Jesus is clear.  if we won't see and hear what God gives, the time will come when we can't any longer.  when we willfully choose to look away, when we continually refuse to open wide, we will eventually grow more and more blind.  call it judgment.  call it justice.  call it just plain laziness. for it is only in the embracing and exercising of our spiritual eyes that we learn to truly see God's gifts.  even in a blizzard. especially in the blizzard.

oh, am i israel?

windshield wipers swipe furiously to keep up with the winter whoosh rushing past me.  i peer out at a road covered in white.  Lord, let me see.  allow me see what you bring even in the midst of this wintry mix...this mess...this momentary madness.  minnesota march a week away and all remains in the milky shades of faded color.

give me eyes that see your goodness.  your gifts.

remove the blinders from my eyes, that i may see your beauty.
remove the grumble from my heart, that i may see your grace.

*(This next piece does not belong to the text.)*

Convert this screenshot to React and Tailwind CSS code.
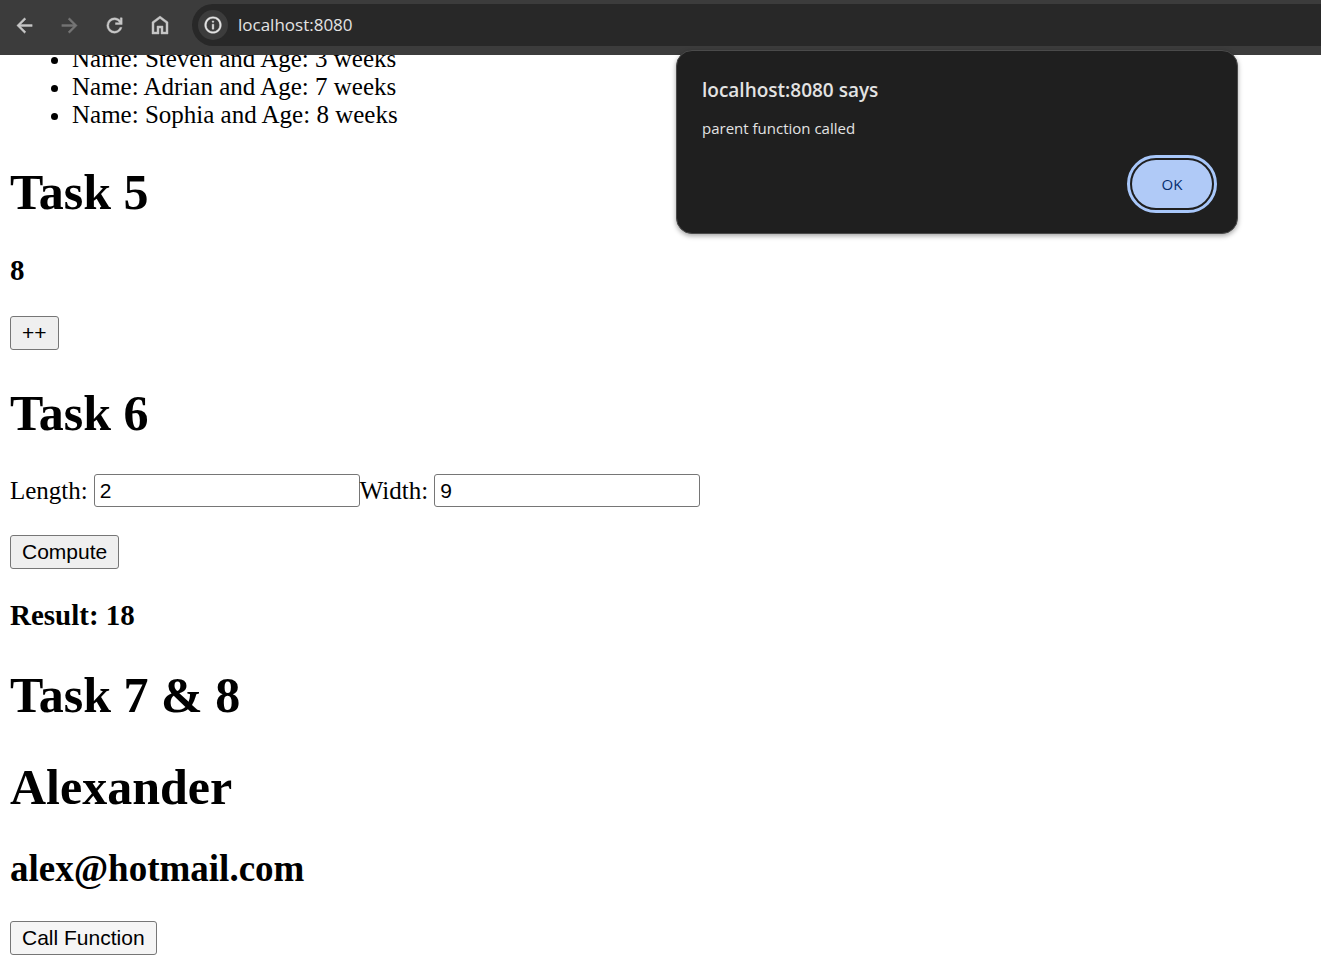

wash any trace of blind rebellion from me...and leave me white.  white like winter.

























12 comments:

Melanie said...

It really is all a choice. How we look at life. You really learn to appreciate that choice here in MN in the winter. I re-learn the lesson every winter.

DiJo said...

I love this insight Jody.. And, I love the reminder about it is our choice to "grumble at the Giver!" or embrace the joy He has all around us if we choose to see! A lesson for all of us from 1 to 100! Thankful you can see the beauty through your lens, even on the days when you wish the Magnolia's were blooming all around you!

Love,
Diana

Jamie Molle said...

In the midst of my own grumbling week, this posting left me in a pile of tears. Thanks for your authenticity and insight into the heart of man - and the heart of God. Bless you - jamie

myfourgems said...

dear friend, you have me crying this morning. my winter is wearing me thin, and i am having a hard time choosing to see His Sonshine and daily manna provisions. but they are there if i choose to see. thanks for the reminder, insight, and beautiful imagery in photographs. love and miss you always. xo shel

Anonymous said...

Jody,

I have NEVER commented on a blog before, but I wanted to tell you that you never know who your words might touch. As someone walking through her own "blizzard" with a wounded heart and spirit, I truly appreciate your perspective. In the midst of a storm, it is hard to see the blessings--but they are always there. In my search for the sun, all I need to do is look upward. Your writing has been an inspiration and help to me. Thank you.

Amy

jodymcnatt said...

"re-learn"...that makes me laugh after our conversation last week. i promise to "re-learn" with you next year...in the mean time, so glad we can RELYon the one who REDEEMS.

jodymcnatt said...

thanks diana rouse for making sure i have a fantastic new lens with which to better see His beauty! =)

jodymcnatt said...

hi jamie! so glad to know you are reading along! thank you for your comment...i, too, have been so convicted of being quick to grumble. always thankful for His grace.

jodymcnatt said...

yikes...readying YOUR words in this comment brought ME to tears, shel. how i miss you and wish i could be there to winter along with you. praying manna for you today...His provision in this very moment...and, as always, peace. so grateful that we serve a God who allows us to find HIs fullness in the thinness of life. when we look. love you.

jodymcnatt said...

thank you for leaving your very first blog comment amy! =) i love comments! love to know who is reading and how they are connecting. i think wounded hearts are the hardest kind of blizzard...i'd take a minnesota snow storm over a wounded heart any day honey. praying healing over your heart and spirit, even as i type. i really do believe though, when we have to search hard for the blessing, we see more the true beauty. but it's not easy...and it does take time.

Jamie Molle said...

Jody, I came upon this last week, and thought it would resonate with you as we wait not only for spring but for Easter..... "As I sink my last bulbs into the ground, I always remember E.B. White's preface to "Onward and Upward in the Garden." This collection of gardening essays by his wife, Katherine S. White, was published several years after hear death. Recalling how she planned and directed the final laying out of her bulb garden, E.B. White concluded: "As the years went by and age overtook her, there was something comical yet touching in her bedraggled appearance on this awesome occasion - the small, hunched-over figure, her studied absorption in the implausible notion that there would be yet another spring, oblivious to the ending of her own days, which she knew perfectly well was near at hand, sitting there with her detailed chart under those dark skies in the dying October, calmly plotting the resurrection."

jodymcnatt said...

jamie, oh my. i love this. you have inspired me to go look up these writings of katherine s. white. i have always loved e.b. white, didn't know about his wife's writing. this is lovely. it is the resurrection which, no matter what our circumstances or how dark our days, give us the HOPE to keep planting. simply lovely. thank you for sharing.